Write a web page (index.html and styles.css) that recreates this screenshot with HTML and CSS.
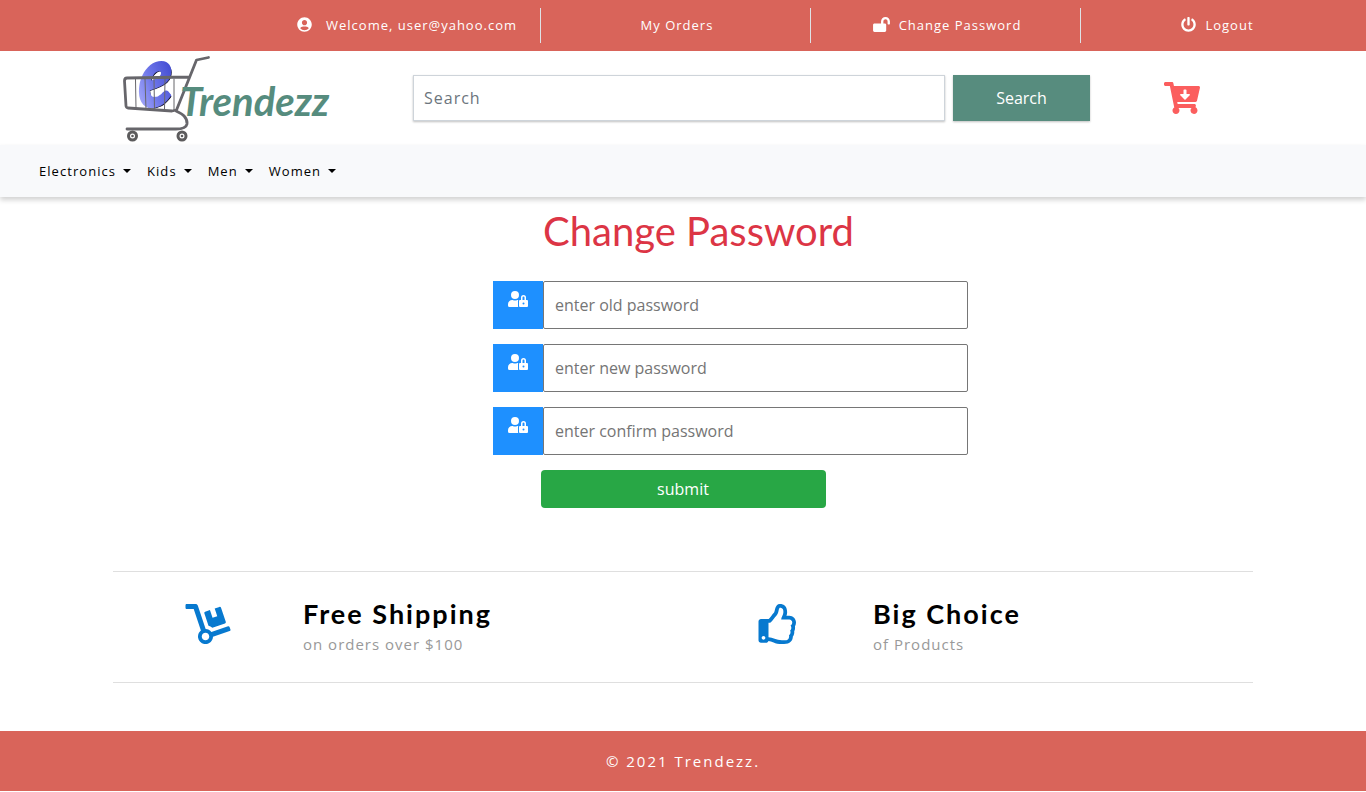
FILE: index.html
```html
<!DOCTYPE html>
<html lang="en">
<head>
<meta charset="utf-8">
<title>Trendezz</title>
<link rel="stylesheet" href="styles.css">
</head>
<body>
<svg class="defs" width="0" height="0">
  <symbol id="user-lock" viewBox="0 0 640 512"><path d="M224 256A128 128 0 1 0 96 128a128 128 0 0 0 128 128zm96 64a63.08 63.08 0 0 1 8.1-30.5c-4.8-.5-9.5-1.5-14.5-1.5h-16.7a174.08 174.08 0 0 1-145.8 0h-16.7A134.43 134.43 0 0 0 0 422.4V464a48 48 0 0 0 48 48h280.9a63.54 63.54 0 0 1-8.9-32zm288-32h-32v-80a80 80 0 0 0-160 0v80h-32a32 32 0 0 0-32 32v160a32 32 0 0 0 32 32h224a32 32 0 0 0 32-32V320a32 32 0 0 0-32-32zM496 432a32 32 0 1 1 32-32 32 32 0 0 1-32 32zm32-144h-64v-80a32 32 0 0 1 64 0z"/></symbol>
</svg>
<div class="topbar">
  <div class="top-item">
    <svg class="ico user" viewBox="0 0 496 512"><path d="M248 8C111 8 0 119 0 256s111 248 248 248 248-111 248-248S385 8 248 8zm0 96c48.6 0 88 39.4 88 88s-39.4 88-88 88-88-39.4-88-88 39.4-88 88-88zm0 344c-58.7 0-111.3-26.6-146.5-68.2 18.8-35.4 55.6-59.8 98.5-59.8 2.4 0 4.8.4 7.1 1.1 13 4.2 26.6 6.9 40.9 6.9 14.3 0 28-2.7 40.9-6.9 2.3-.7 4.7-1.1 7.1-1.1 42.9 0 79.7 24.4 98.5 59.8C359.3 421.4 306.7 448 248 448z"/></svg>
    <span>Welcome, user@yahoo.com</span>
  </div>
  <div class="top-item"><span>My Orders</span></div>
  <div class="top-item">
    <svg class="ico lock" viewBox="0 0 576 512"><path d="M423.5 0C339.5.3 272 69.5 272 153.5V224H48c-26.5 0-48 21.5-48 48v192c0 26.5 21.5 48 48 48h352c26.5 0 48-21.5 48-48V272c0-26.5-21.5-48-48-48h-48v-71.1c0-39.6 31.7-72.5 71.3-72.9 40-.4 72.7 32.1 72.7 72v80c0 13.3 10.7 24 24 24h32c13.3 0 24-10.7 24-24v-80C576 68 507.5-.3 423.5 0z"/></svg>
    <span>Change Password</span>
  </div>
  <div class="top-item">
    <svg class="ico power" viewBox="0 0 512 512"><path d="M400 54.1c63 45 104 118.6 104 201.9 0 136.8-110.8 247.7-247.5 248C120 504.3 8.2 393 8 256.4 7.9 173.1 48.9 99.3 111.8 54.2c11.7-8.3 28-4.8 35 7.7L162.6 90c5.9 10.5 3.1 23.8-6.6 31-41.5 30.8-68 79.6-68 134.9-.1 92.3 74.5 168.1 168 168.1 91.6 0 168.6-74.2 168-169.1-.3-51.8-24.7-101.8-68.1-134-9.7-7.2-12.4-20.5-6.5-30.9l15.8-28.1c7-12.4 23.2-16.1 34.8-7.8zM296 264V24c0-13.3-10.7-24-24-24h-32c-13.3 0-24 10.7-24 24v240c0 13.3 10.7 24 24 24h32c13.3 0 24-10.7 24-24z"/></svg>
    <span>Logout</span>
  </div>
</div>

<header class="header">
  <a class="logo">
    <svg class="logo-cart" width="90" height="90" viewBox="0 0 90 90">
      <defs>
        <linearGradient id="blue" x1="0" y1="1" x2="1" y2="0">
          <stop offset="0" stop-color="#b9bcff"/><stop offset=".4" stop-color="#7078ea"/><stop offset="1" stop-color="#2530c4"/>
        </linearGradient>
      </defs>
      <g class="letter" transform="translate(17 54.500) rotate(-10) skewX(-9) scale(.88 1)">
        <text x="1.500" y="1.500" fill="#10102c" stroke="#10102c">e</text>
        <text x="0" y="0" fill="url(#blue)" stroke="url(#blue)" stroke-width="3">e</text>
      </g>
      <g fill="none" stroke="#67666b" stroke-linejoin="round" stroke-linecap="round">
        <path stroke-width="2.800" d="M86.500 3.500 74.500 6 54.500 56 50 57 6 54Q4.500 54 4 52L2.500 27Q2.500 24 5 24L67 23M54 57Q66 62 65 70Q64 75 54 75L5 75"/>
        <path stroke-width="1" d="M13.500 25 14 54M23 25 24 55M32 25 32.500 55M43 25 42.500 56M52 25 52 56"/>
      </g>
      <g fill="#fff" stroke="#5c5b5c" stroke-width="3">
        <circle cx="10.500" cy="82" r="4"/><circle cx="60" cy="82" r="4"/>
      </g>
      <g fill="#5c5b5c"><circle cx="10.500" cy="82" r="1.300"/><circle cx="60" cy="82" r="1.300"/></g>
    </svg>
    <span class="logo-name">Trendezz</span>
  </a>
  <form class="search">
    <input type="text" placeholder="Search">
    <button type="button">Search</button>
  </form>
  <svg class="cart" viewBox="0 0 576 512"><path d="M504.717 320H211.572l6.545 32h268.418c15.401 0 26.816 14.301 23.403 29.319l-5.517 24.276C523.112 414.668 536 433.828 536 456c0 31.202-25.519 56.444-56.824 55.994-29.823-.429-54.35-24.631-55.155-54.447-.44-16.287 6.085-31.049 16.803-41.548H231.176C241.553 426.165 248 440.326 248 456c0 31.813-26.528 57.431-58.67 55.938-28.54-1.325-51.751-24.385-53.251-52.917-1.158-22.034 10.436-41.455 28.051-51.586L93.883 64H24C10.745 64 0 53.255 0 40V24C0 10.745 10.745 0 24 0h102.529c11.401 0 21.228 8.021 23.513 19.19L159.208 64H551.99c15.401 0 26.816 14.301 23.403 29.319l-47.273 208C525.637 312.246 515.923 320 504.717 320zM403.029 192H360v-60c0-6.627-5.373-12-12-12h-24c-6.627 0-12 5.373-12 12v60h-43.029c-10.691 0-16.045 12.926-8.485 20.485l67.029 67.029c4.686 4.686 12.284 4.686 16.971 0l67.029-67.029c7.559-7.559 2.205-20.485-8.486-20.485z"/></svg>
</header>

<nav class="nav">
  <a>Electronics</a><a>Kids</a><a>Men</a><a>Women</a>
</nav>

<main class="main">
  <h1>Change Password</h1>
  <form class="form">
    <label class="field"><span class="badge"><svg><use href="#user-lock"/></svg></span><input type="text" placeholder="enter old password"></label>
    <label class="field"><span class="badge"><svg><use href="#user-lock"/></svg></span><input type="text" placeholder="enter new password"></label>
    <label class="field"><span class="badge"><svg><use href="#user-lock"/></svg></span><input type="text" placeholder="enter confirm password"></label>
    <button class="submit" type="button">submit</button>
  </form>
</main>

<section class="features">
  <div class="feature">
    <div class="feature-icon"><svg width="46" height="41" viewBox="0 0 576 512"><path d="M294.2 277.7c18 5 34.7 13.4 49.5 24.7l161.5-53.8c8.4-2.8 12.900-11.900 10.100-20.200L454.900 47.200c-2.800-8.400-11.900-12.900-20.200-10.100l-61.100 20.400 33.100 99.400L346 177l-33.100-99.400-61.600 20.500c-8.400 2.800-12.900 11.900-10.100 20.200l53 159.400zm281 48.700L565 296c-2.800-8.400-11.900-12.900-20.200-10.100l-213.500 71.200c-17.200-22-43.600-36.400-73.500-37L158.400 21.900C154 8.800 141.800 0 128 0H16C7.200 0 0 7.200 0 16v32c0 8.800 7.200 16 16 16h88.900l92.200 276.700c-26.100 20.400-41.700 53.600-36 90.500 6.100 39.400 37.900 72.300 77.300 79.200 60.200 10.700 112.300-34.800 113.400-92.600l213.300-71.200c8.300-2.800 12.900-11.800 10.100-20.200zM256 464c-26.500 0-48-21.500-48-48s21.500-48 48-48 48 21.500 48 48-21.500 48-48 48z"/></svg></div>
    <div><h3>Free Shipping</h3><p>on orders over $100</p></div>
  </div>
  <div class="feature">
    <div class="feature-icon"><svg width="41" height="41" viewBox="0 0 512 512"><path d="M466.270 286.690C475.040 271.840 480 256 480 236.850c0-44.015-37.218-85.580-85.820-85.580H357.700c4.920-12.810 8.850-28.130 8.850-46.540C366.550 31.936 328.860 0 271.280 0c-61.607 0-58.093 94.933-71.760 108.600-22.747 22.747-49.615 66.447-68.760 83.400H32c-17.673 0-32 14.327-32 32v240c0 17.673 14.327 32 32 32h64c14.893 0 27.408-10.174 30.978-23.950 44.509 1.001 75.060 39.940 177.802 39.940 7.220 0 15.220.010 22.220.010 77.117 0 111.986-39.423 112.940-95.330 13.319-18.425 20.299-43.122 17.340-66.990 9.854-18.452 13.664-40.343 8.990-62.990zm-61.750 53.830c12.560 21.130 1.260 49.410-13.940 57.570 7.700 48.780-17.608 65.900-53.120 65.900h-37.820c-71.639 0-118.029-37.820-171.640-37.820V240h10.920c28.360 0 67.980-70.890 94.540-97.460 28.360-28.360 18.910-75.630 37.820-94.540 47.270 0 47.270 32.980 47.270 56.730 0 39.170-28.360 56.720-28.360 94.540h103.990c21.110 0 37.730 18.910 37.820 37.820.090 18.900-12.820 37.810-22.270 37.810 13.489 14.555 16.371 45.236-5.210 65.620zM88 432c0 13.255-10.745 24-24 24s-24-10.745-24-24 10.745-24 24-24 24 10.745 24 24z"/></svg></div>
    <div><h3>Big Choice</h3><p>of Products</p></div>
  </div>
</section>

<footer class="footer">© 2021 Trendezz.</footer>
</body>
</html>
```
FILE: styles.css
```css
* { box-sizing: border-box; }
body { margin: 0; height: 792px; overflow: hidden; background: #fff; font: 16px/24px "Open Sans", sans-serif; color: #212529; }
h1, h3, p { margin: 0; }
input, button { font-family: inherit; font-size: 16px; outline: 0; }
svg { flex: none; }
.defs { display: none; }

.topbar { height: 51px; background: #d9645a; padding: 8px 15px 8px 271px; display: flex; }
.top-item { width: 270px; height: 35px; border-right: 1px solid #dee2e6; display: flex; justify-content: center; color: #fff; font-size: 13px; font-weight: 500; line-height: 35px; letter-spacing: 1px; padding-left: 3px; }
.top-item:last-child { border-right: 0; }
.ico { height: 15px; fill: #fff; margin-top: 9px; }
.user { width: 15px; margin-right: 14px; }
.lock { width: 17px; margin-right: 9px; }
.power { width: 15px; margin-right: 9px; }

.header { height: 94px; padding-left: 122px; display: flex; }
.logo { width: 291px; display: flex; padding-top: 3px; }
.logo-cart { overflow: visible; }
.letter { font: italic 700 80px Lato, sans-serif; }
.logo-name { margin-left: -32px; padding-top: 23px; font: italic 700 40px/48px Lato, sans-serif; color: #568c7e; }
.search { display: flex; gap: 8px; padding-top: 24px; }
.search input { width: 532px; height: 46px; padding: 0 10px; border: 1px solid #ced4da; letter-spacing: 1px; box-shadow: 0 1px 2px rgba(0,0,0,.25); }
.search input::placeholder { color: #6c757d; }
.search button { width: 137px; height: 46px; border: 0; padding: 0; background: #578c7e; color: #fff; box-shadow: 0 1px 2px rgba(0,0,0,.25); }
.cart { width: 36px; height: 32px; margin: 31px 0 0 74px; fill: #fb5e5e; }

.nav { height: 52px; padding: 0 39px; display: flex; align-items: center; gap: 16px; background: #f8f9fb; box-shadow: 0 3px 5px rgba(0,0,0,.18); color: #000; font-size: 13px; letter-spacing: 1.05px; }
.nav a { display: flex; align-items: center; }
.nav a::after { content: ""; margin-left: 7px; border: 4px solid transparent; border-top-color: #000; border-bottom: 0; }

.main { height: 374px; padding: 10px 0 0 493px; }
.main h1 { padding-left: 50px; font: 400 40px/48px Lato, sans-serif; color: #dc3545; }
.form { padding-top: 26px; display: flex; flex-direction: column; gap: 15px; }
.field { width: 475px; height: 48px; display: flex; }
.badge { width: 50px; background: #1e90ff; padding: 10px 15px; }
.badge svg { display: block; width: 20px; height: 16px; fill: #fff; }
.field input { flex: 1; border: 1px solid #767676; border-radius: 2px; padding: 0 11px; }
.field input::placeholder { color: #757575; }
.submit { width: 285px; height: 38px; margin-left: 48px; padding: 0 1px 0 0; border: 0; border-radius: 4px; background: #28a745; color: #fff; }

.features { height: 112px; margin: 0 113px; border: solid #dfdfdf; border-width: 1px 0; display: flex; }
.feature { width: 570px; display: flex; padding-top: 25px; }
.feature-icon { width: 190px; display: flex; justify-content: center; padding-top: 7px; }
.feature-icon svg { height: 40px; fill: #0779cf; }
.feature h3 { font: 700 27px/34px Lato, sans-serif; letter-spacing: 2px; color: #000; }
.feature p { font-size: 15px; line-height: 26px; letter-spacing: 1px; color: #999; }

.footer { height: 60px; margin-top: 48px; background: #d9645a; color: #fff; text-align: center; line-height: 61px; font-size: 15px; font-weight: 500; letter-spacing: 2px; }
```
- - -
Pick out every line above that contains the word "styles" and copy it.

Write a web page (index.html and styles.css) that recreates this screenshot with HTML and CSS.
<link rel="stylesheet" href="styles.css">
FILE: styles.css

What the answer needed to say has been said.